After climbing, I was starved. I had forgotten to eat before leaving town. I realized though that the gondola that goes above my house and operates every day all day as a tourist trap, has a restaurant at the top! It was probably only a 20 minute hike up the ridge line and I arrived in a complete fog-out. I could hear the lift station but couldn't see far enough to tell where it was. I felt like 007 again, sneaking around these big metal catwalks trying to not get noticed in what was definitively an employees only area. Finally I saw a guy walking, so I followed him and luckily ended up finding the door inside. I walked in, out of fierce mountain wind and zero visibility, staring six feet up at Michelangelo's Statue of David's nude butt.
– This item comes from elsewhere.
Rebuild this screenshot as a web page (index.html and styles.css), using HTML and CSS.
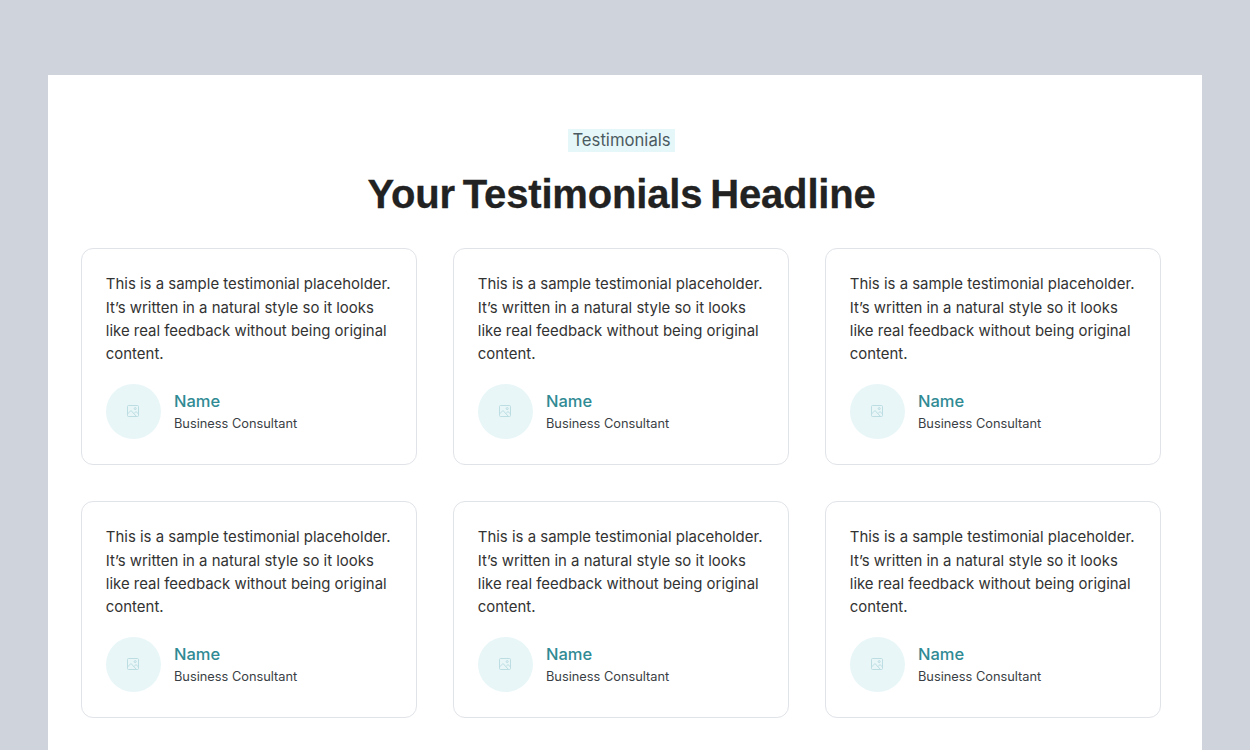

I couldn't make this stuff up. One simply does not expect to find a Michelangelo museum at the top of a stormy mountain. After pretending to seem interested for a while in order to blend in with the tourists, I found a restroom, washed the blood off my hands from some hangnails that got torn off while climbing, made my hair lay a little flatter, and then followed the stream of people, ending up in the restaurant. At first when I emerged into the restaurant from the stairs below, I thought maybe I was drunk or had vertigo or something. The entire room seemed to spin around me. A few seconds later I realized that I was standing in Argentina's only revolving restaurant. They had hamburgers, german beer on tap, and a the rotating vista of the entire lake district, Andes, and steppe. After dinner I hopped on the gondola and descended to my home.
 View from rotating restaurant

Today I took a bus to the village of Llao Llao, which is supposed to be some cool place. Except for a magnificent hotel which all but threw me out for looking so grungy, it was uninteresting, so I left.